ショッピングをすると、お店によってはポイントが貯まり、そのポイントと商品やお買い物券を交換できることがあります。このように、ご褒美をポイント制にしてみるのもおすすめです。「○○したからおもちゃを買ってあげる」のは1度につき1回の報酬ですが、ポイント制にすると何度かの行動を重ねたことによって1回の報酬がもらえます。その分達成感を味わうことができる上、子供にとっても「続けて挑戦できた」ことが自信につながるのです。
ただし、すぐに気持ちが切り替わるわけではありません。移行期間はある程度時間を作らなくてはなりませんし、目的が「ご褒美」から「ポイントを貯めて認めてもらえること」になるまでには繰り返し形のないご褒美を続ける必要があります。
ご褒美をやめて欲しい行動に対して与える
アンダーマイニング効果を利用して、好まない行動をやめてもらうこともできます。例えば「勉強して欲しいのに、ずっとゲームしているな…」と思ったら、反対にゲームをしていることに対してご褒美を与えるのです。

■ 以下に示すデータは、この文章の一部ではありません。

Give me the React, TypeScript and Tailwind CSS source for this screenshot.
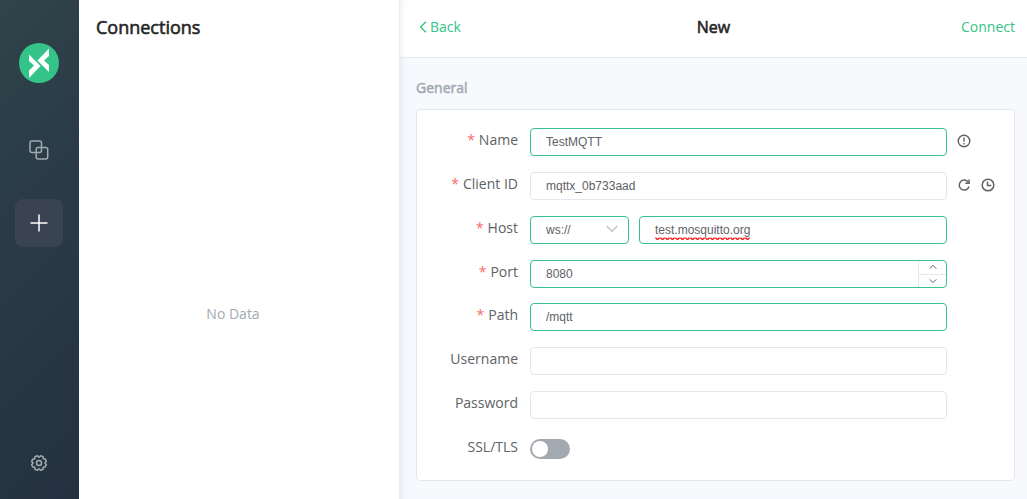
import { useState } from 'react';
import type { ReactNode } from 'react';

const inputBase =
  'block h-7 w-full min-w-0 rounded border bg-white px-[15px] font-[Liberation_Sans,sans-serif] text-xs text-[#606266] outline-none';
const plain = 'border-[#e4e7ed]';
const green = 'border-[#34c388]';

function Logo() {
  return (
    <svg className="size-10" viewBox="0 0 40 40" aria-label="MQTTX">
      <circle cx="20" cy="20" r="20" fill="#34c388" />
      <path d="M10 11.500 21.500 23 10 35V27.500L15 22.500 10 18Z" fill="#fff" />
      <path d="M30 5.500V13L25 17.500 30 22V29L18.500 17.500Z" fill="#fff" />
    </svg>
  );
}

function CopyIcon() {
  return (
    <svg className="size-5" viewBox="0 0 20 20" fill="none" stroke="currentColor" strokeWidth="1.500">
      <rect x="1" y="1" width="11.500" height="11.500" rx="2" />
      <rect x="7.200" y="7.500" width="11.500" height="11.500" rx="2" />
    </svg>
  );
}

function PlusIcon() {
  return (
    <svg className="size-5" viewBox="0 0 20 20" fill="none" stroke="currentColor" strokeWidth="1.500">
      <path d="M10 1.500v17M1.500 10h17" />
    </svg>
  );
}

const gearOutline = Array.from({ length: 8 }, (_, tooth) =>
  [
    [4, 6.100],
    [12, 7.500],
    [33, 7.500],
    [41, 6.100],
  ].map(([deg, r]) => {
    const a = ((tooth * 45 + deg) * Math.PI) / 180;
    return `${(9 + r * Math.cos(a)).toFixed(2)},${(9 + r * Math.sin(a)).toFixed(2)}`;
  }),
)
  .flat()
  .join(' ');

function GearIcon() {
  return (
    <svg className="size-[18px]" viewBox="0 0 18 18" fill="none" stroke="currentColor" strokeWidth="1.500" strokeLinejoin="round">
      <polygon points={gearOutline} />
      <circle cx="9" cy="9" r="2.500" />
    </svg>
  );
}

function WarningIcon() {
  return (
    <svg className="size-3.5" viewBox="0 0 14 14" fill="none" stroke="currentColor" strokeWidth="1.400">
      <circle cx="7" cy="7" r="5.800" />
      <path d="M7 3.600v4.200M7 8.900v1.500" />
    </svg>
  );
}

function RefreshIcon() {
  return (
    <svg className="size-3.5" viewBox="0 0 14 14" fill="none" stroke="currentColor" strokeWidth="1.500">
      <path d="M11.300 4.200A5 5 0 1 0 12 8.500" />
      <path d="M12.100 1.500v3.700H8.300" />
    </svg>
  );
}

function ClockIcon() {
  return (
    <svg className="size-3.5" viewBox="0 0 14 14" fill="none" stroke="currentColor" strokeWidth="1.500">
      <circle cx="7" cy="7" r="5.800" />
      <path d="M6.500 3.500v4h3.800" />
    </svg>
  );
}

function Chevron({ d, className }: { d: string; className: string }) {
  return (
    <svg className={className} viewBox="0 0 12 12" fill="none" stroke="currentColor" strokeWidth="1.200">
      <path d={d} />
    </svg>
  );
}

function Squiggle() {
  return (
    <svg className="pointer-events-none absolute top-[21px] left-4 h-[3px] w-24" viewBox="0 0 96 3" fill="none" stroke="#ff0000" strokeWidth="1.200">
      <path d={Array.from({ length: 19 }, (_, i) => `M${i * 5 + 0.5} .6q2 3.400 4 0`).join('')} />
    </svg>
  );
}

type RowProps = { id: string; label: string; required?: boolean; children: ReactNode; actions?: ReactNode };

function Row({ id, label, required, children, actions }: RowProps) {
  return (
    <div className="flex h-7">
      <label htmlFor={id} className="w-[101px] shrink-0 pr-3 text-right text-sm leading-6 text-[#606266]">
        {required && <span className="mr-1 text-[#f56c6c]">*</span>}
        {label}
      </label>
      <div className="flex min-w-0 flex-1 items-center gap-2.5">{children}</div>
      <div className="flex w-[67px] shrink-0 items-center gap-2.5 pb-0.5 pl-2.5 text-[#606266]">{actions}</div>
    </div>
  );
}

export default function App() {
  const [port, setPort] = useState(8080);
  return (
    <div className="flex min-h-screen bg-white font-[Open_Sans,sans-serif] text-sm">
      <nav className="flex w-[79px] shrink-0 flex-col items-center bg-linear-[135deg,#30444a_0%,#2b3d48_30%,#253140_100%] pt-[43px] pr-0.5 pb-[27px] text-[#a2a9b0]">
        <Logo />
        <button type="button" aria-label="Connections" className="mt-[43px] flex size-12 items-center justify-center">
          <CopyIcon />
        </button>
        <button type="button" aria-label="New connection" className="mt-[25px] flex size-12 items-center justify-center rounded-lg bg-[#394351] text-white">
          <PlusIcon />
        </button>
        <button type="button" aria-label="Settings" className="mt-auto">
          <GearIcon />
        </button>
      </nav>

      <section className="flex w-80 shrink-0 flex-col">
        <h1 className="px-[17px] pt-[13px] text-lg leading-7 font-normal text-[#262626] [-webkit-text-stroke:0.6px_#262626]">Connections</h1>
        <p className="mt-[261px] pr-3 text-center text-sm leading-6 text-[#a2a9b0]">No Data</p>
      </section>

      <main className="flex min-w-0 flex-1 flex-col bg-[#f8f9fd] shadow-[inset_7px_0_6px_-5px_#e0e4ee]">
        <header className="ml-px grid grid-cols-[1fr_auto_1fr] items-center border-b border-[#e4e7ed] bg-white pt-[13px] pr-3 pb-4 pl-4 shadow-[inset_6px_0_6px_-5px_#e8ebf4]">
          <a href="#back" className="flex items-center text-[#34c388]">
            <Chevron d="M8.500 1.500 4 6l4.500 4.500" className="size-3.5" />
            Back
          </a>
          <h2 className="pr-1 text-base leading-7 font-normal text-[#262626] [-webkit-text-stroke:0.6px_#262626]">New</h2>
          <a href="#connect" className="justify-self-end text-[#34c388]">Connect</a>
        </header>

        <form className="pr-3 pb-[18px] pl-[17px]" onSubmit={(e) => e.preventDefault()}>
          <h3 className="pt-[18px] pb-[9px] text-sm leading-6 font-normal text-[#a2a9b0] [-webkit-text-stroke:0.5px_#a2a9b0]">General</h3>
          <div className="rounded border border-[#e4e7ed] bg-white pt-[18px] pb-[17px] pl-3">
            <div className="flex flex-col gap-4">
              <Row id="name" label="Name" required actions={<button type="button" aria-label="Name help"><WarningIcon /></button>}>
                <input id="name" className={`${inputBase} ${green}`} defaultValue="TestMQTT" />
              </Row>
              <Row
                id="client"
                label="Client ID"
                required
                actions={
                  <>
                    <button type="button" aria-label="Refresh"><RefreshIcon /></button>
                    <button type="button" aria-label="Use timestamp"><ClockIcon /></button>
                  </>
                }
              >
                <input id="client" className={`${inputBase} ${plain}`} defaultValue="mqttx_0b733aad" />
              </Row>
              <Row id="host" label="Host" required>
                <div className="relative w-[99px] shrink-0">
                  <select aria-label="Protocol" className={`${inputBase} ${green} appearance-none`} defaultValue="ws://">
                    <option>ws://</option>
                    <option>mqtt://</option>
                  </select>
                  <Chevron d="M1.500 3.500 6 8 10.500 3.500" className="pointer-events-none absolute top-1.5 right-2.5 size-3.5 text-[#c0c4cc]" />
                </div>
                <div className="relative min-w-0 flex-1">
                  <input id="host" spellCheck={false} className={`${inputBase} ${green}`} defaultValue="test.mosquitto.org" />
                  <Squiggle />
                </div>
              </Row>
              <Row id="port" label="Port" required>
                <div className={`flex h-7 w-full overflow-hidden rounded border bg-white ${green}`}>
                  <input
                    id="port"
                    inputMode="numeric"
                    className="min-w-0 flex-1 px-[15px] font-[Liberation_Sans,sans-serif] text-xs text-[#606266] outline-none"
                    value={port}
                    onChange={(e) => setPort(Number(e.target.value) || 0)}
                  />
                  <div className="flex w-7 flex-col border-l border-[#e4e7ed] text-[#606266]">
                    <button type="button" aria-label="Increase port" className="flex flex-1 items-center justify-center border-b border-[#e4e7ed]" onClick={() => setPort(port + 1)}>
                      <Chevron d="M2 8 6 4 10 8" className="size-2.5" />
                    </button>
                    <button type="button" aria-label="Decrease port" className="flex flex-1 items-center justify-center" onClick={() => setPort(port - 1)}>
                      <Chevron d="M2 4 6 8 10 4" className="size-2.5" />
                    </button>
                  </div>
                </div>
              </Row>
            </div>
            <div className="mt-[15px] flex flex-col gap-4">
              <Row id="path" label="Path" required>
                <input id="path" className={`${inputBase} ${green}`} defaultValue="/mqtt" />
              </Row>
              <Row id="user" label="Username">
                <input id="user" className={`${inputBase} ${plain}`} />
              </Row>
              <Row id="pass" label="Password">
                <input id="pass" type="password" className={`${inputBase} ${plain}`} />
              </Row>
              <Row id="ssl" label="SSL/TLS">
                <input
                  id="ssl"
                  type="checkbox"
                  role="switch"
                  className="flex h-5 w-10 appearance-none items-center rounded-full bg-[#a2a9b0] px-0.5 before:size-4 before:rounded-full before:bg-white checked:justify-end checked:bg-[#34c388]"
                />
              </Row>
            </div>
          </div>
        </form>
      </main>
    </div>
  );
}
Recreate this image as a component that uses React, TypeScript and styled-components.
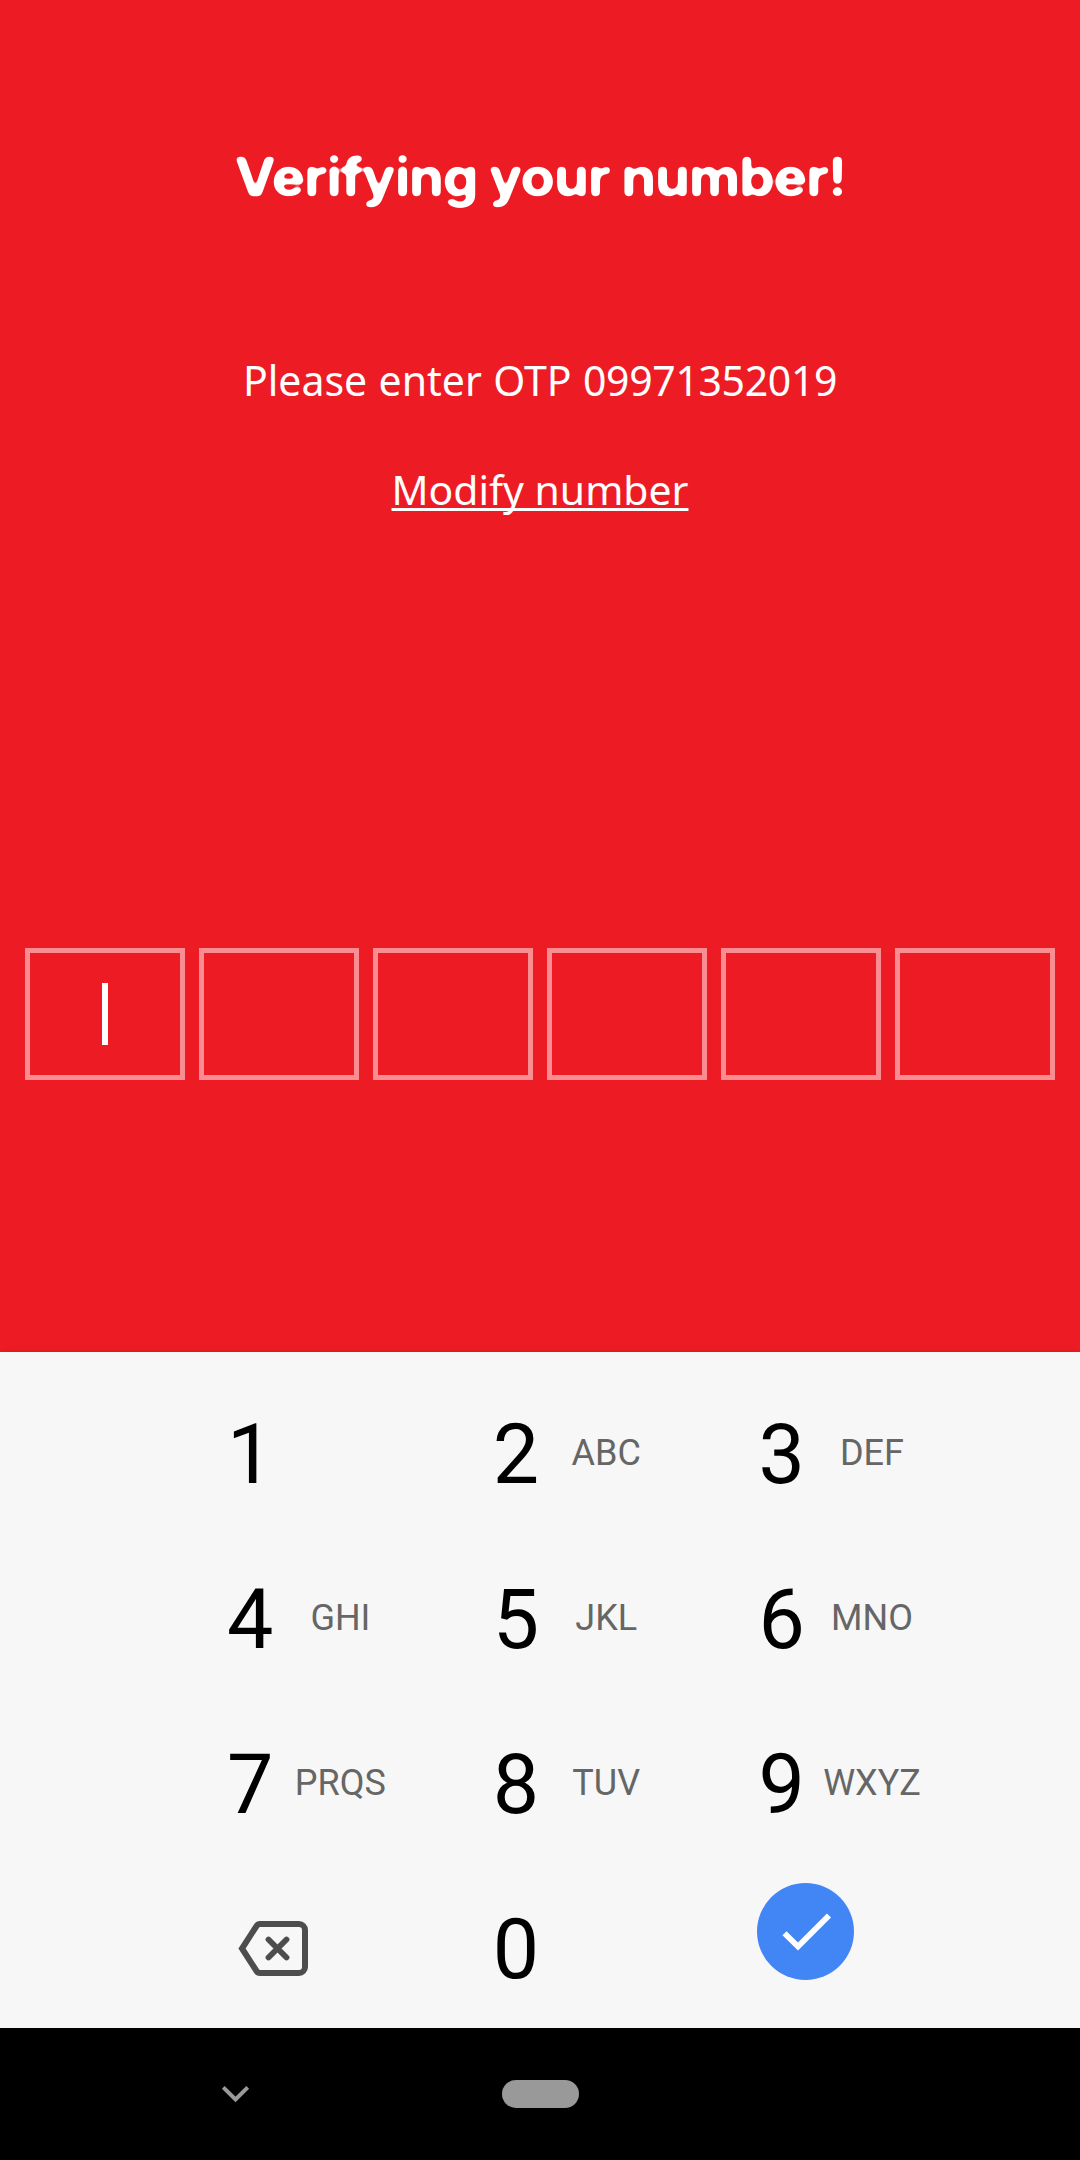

ステージをクリアしたらおやつをあげる。すると、子供はおやつのためにゲームをクリアし続けます。ですが、ある日「ご褒美がなくなっちゃった」とおやつをなくすと、子供はゲームに対してもやる気をなくすかもしれません。
極端な例ではありますが、アンダーマイニング効果をこのように使うと、子供にやめて欲しい行動をストップさせる効果も期待できるでしょう。
子供に影響の出るアンダーマイニング効果には要注意!
やる気を失うこともあるアンダーマイニング効果。ご褒美には十分に気を付けたいものですね。最後に2点、アンダーマイニング効果において気を付けるべきことを見ていきましょう。
「もので釣る」ことが内的動機づけのきっかけになることも
もので釣るのは決しておすすめできませんが、内発的動機づけのきっかけになることもあります。世界的な体操選手が、スポーツを始めたきっかけは「おもちゃが買ってもらえるから」と答えても珍しくありませんよね。
親が子供を思うからこそ、外発的動機づけは育児においてよく見られるのかもしれません。大切なのは続けて欲しいのなら、次第に内発的動機づけにつながるように子供を正しく導くことです。
子供が何にやる気を見出しているのかチェックしよう
アンダーマイニング効果において、気を付けておきたいのがママが「そのつもりはなかったのに」子供のやる気を奪ってしまうことです。スポーツや習い事など、子供が何にやりがいを持ち、やる気を見出しているのかはしっかり見守ってあげてください。
褒めたいな、と思ったら声を掛けるだけでよいのです。また、声かけは「次も○○できるね」といった期待や「頑張ったね。でもお兄ちゃんはもっとできていたよ」といった比較を決して使ってはいけません。適したご褒美を見つけて、子供と一緒に成功を喜び、気持ちを共感できると理想的です。
まとめ
子供のやる気を引き出すのは、とても難しいもの。よかれと思って与えたご褒美が、アンダーマイニング効果によってやる気を奪うこともあります。
アンダーマイニング効果の特徴をしっかり知っておき、「やる気を失くす」リスクについても頭に入れておきましょう。ご褒美は適した方法で上手に与えて、子供のやる気を育めるとよいですね。